== Short exercise ==
Would you quote the material below from its first line through the line containing "50, col: 50", exactly and with both ends included?
** START **
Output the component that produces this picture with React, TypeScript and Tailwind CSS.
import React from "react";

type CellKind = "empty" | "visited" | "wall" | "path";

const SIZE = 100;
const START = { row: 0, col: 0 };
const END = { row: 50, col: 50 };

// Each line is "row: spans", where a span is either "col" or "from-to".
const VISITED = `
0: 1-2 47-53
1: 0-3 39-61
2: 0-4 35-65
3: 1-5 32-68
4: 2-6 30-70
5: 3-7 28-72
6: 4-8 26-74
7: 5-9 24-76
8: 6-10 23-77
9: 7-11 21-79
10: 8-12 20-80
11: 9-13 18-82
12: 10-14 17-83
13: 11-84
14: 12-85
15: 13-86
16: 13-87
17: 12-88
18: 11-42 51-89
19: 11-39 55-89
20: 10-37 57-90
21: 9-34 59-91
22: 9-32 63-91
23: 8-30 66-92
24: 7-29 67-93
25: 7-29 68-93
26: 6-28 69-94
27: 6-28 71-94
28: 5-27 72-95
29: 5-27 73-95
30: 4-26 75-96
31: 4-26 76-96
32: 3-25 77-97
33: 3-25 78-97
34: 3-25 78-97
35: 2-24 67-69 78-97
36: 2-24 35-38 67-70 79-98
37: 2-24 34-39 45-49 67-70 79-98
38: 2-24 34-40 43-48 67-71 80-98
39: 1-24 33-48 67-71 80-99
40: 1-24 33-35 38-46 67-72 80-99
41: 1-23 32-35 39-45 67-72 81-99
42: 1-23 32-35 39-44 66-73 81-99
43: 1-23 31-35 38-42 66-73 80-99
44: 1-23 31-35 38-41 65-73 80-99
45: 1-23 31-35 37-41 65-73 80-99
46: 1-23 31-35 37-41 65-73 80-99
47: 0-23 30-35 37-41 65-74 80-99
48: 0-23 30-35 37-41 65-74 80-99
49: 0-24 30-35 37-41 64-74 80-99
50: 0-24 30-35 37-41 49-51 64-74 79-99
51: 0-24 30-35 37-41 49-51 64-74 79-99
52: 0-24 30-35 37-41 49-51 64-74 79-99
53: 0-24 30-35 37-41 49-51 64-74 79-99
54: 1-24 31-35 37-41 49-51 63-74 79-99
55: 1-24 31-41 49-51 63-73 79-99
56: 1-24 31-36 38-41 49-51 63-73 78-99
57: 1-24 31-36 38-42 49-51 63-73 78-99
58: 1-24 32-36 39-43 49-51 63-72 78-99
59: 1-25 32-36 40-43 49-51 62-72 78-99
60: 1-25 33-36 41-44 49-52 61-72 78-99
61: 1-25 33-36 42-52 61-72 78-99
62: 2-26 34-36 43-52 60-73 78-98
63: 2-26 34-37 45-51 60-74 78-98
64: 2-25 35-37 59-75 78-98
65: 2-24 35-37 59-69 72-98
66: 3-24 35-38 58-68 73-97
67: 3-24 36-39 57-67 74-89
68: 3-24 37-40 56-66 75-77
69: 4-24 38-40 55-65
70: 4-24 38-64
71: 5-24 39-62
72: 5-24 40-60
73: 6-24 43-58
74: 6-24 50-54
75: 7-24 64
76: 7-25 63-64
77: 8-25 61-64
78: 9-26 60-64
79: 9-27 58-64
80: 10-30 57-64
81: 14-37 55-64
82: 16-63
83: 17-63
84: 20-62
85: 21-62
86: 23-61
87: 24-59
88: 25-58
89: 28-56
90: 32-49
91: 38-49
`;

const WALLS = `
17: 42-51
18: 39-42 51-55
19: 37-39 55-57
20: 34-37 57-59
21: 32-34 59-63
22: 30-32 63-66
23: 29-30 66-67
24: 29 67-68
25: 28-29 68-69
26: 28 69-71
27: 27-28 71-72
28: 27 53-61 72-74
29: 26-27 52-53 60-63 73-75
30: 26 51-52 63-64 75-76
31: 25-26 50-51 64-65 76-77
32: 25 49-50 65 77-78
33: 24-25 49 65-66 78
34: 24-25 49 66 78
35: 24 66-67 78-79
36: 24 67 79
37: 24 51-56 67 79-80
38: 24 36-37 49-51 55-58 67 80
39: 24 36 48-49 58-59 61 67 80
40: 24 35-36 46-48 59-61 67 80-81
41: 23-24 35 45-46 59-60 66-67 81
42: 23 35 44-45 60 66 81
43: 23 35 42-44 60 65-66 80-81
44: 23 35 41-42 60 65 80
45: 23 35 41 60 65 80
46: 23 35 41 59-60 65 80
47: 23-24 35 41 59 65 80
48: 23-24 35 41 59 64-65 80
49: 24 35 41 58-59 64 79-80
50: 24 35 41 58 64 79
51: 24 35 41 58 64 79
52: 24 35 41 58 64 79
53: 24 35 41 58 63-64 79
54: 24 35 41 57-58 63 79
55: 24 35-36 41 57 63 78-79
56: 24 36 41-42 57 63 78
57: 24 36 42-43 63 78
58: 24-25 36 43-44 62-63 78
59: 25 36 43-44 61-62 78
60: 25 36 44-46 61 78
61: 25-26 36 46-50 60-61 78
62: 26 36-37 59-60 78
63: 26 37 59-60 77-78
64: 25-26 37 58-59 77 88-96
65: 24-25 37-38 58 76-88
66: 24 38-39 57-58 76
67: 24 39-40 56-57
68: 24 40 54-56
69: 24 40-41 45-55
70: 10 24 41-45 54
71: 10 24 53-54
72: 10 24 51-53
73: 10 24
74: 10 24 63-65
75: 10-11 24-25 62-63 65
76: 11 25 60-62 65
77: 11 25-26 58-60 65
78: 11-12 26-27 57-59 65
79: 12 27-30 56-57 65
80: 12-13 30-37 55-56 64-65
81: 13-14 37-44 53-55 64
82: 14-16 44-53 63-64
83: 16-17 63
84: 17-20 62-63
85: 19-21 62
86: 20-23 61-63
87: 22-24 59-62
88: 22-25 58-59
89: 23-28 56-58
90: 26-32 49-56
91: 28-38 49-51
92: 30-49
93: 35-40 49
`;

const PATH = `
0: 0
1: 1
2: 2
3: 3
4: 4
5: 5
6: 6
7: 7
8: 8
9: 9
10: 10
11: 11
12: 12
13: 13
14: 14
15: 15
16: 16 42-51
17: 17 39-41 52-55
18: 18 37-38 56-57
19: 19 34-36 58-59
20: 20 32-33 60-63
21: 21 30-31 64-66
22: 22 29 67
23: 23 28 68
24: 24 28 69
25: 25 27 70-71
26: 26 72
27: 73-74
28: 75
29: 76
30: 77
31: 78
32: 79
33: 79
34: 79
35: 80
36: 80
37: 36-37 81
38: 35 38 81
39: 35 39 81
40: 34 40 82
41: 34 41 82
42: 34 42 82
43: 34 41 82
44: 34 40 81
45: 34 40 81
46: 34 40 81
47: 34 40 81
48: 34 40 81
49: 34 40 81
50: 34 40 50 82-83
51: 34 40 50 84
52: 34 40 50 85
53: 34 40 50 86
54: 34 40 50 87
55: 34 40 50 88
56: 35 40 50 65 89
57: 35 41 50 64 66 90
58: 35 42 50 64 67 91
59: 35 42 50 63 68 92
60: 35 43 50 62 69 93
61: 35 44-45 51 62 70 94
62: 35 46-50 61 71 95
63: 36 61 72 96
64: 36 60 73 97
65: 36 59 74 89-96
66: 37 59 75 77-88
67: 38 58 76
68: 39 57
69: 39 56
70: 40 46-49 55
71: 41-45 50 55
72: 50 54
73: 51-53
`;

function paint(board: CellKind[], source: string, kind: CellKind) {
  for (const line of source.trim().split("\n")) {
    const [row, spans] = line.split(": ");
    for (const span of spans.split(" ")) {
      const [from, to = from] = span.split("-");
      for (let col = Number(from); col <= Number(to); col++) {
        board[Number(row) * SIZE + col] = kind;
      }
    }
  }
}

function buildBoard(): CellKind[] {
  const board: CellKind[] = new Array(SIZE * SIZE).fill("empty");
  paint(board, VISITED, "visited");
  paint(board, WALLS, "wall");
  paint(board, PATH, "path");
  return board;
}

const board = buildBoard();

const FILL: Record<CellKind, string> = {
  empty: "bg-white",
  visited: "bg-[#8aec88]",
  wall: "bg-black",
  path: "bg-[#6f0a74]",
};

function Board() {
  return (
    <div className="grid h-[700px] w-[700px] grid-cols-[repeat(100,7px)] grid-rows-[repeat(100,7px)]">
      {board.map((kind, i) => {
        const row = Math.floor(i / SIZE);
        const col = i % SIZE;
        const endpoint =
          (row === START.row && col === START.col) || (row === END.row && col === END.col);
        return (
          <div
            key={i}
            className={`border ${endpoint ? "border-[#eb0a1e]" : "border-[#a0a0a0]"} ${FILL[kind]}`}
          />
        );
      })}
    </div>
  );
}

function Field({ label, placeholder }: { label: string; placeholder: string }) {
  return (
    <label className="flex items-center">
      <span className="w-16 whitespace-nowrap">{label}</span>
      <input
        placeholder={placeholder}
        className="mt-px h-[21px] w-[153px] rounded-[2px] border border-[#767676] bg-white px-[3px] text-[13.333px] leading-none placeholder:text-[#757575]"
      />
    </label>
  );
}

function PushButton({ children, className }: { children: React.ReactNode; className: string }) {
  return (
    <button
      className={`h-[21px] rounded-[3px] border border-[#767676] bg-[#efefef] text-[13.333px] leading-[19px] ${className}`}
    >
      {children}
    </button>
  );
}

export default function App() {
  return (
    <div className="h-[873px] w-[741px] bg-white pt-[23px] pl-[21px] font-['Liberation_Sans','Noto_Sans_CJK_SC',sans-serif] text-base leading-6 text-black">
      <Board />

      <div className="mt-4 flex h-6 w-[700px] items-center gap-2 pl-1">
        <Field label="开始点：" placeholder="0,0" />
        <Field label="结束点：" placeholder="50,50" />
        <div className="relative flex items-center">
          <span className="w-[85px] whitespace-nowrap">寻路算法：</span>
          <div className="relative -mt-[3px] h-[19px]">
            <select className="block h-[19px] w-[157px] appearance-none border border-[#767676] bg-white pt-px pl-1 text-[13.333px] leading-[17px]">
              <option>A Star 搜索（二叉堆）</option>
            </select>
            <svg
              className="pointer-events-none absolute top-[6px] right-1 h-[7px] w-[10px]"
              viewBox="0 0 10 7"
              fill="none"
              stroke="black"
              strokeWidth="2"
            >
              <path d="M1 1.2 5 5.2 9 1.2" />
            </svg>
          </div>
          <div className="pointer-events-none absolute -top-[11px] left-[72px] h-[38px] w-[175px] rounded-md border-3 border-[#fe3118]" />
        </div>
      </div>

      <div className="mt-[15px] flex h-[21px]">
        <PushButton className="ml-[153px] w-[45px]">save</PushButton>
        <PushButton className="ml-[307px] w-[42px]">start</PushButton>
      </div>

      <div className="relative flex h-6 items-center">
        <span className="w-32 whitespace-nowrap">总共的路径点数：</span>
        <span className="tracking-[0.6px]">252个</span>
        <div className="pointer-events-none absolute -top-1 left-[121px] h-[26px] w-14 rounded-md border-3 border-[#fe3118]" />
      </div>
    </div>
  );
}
** END **
== Task answer ==
Output the component that produces this picture with React, TypeScript and Tailwind CSS.
import React from "react";

type CellKind = "empty" | "visited" | "wall" | "path";

const SIZE = 100;
const START = { row: 0, col: 0 };
const END = { row: 50, col: 50 };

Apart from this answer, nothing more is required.